Le premier emploi auquel elle postule en tant qu'avocate des droits de l'homme est celui d'Itach Maakei, une organisation à but non lucratif composée de juristes pour la justice sociale et créée en 2001. Celle-ci vise à faire entendre la voix des femmes défavorisées en Israël et à leur donner les moyens de se prendre en charge. « Pour moi, c'est ça le féminisme, une force qui sert toutes les femmes, pas seulement celles dont la voix est entendue », explique Netta Loevy. 

« Intégrer davantage de femmes dans les rangs de l'armée n'est pas la solution pour assurer la paix et la sécurité. »

Israël est une société militarisée – là-bas, le terme de « sécurité » prend tout son sens. Dans un tel climat, difficile d'élargir le terme au-delà des affrontements frontaliers, des armes et des affaires de sécurité nationale. Malgré tout, Netta Loevy et ses collègues continuent d’accomplir chaque jour ce qui semblait impossible il y a encore quelques années. « Je remarque que le grand public redéfinit peu à peu la « sécurité » pour qu'elle ne se limite pas seulement à la sécurité militaire et que des termes tels que « sécurité sanitaire » et « sécurité des femmes » deviennent plus courants. De nombreux pays ont traduit la résolution 1325 du Conseil de sécurité des Nations unies en la nécessité d'intégrer plus de femmes dans l'armée et les zones de sécurité militaire. Mais le cas d’Israël montre bien que cette voie n’est pas la solution. Ici, les femmes jouent un rôle essentiel dans l'armée et cela ne change rien au récit de la paix. La solution devrait consister à aborder la sécurité dans un sens plus large. »

« La notion de participation des femmes a beaucoup évolué dans la conscience publique israélienne depuis que ma consœur, Anat Thon-Ashkenazy, a lancé le projet 1325 au sein d’Itach Maakei, avec la collaboration de Heinrich-Böll-Stiftung, il y a de cela 12 ans », déclare Netta Loevy. Aux côtés d'autres organisations, Itach Maakei a mené des actions créatives pour faire avancer la mise en œuvre de la résolution dans la réalité complexe d'Israël. Elle a notamment dirigé la création d'un Plan d'action national unique de la société civile pour la mise en œuvre de la résolution 1325 avec plus de 35 ONG, et a lancé un cours de formation spécial ainsi que des conférences permettant à des centaines de femmes en Israël de se familiariser avec la résolution des Nations unies.
« Même si la représentation des femmes d'origines diverses aux postes de décision est une condition indispensable pour faire évoluer la société, elle n'est pas suffisante.
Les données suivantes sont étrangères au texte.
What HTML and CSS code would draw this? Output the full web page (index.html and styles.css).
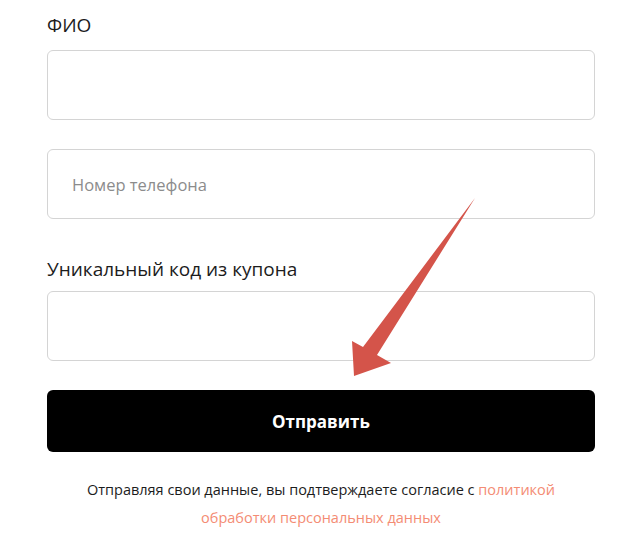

Ces dernières années, nous avons assisté à une détérioration majeure du sens de la paix, tant au sein de l'opinion publique israélienne que de nos responsables politiques. La paix est devenue un sujet « tabou », tandis que la normalisation de l'occupation s'accentue. »

« Il est difficile de plaider pour « les Femmes, la Paix et la Sécurité » lorsque deux de ces mots sont considérés comme « non pertinents » dans le discours israélien. Cependant, nous continuons à promouvoir vigoureusement les principes de la résolution, qui n'ont pas encore été mis en application dans le cadre du règlement du conflit israélo-palestinien. Nous estimons que la résolution 1325 est un outil efficace pour un conflit violent tenace. Pour avoir un réel impact, il est essentiel d'intégrer la dimension de genre et la diversité des femmes aux postes de décision dans les domaines de la paix et de la sécurité. Je suis très inspirée par d'autres pays où les femmes ont joué un rôle crucial dans les accords de paix, comme l'Irlande du Nord et la Colombie.

Quand on élève trois enfants en Israël, il faut savoir trouver une brèche d’optimisme et s’y engouffrer. »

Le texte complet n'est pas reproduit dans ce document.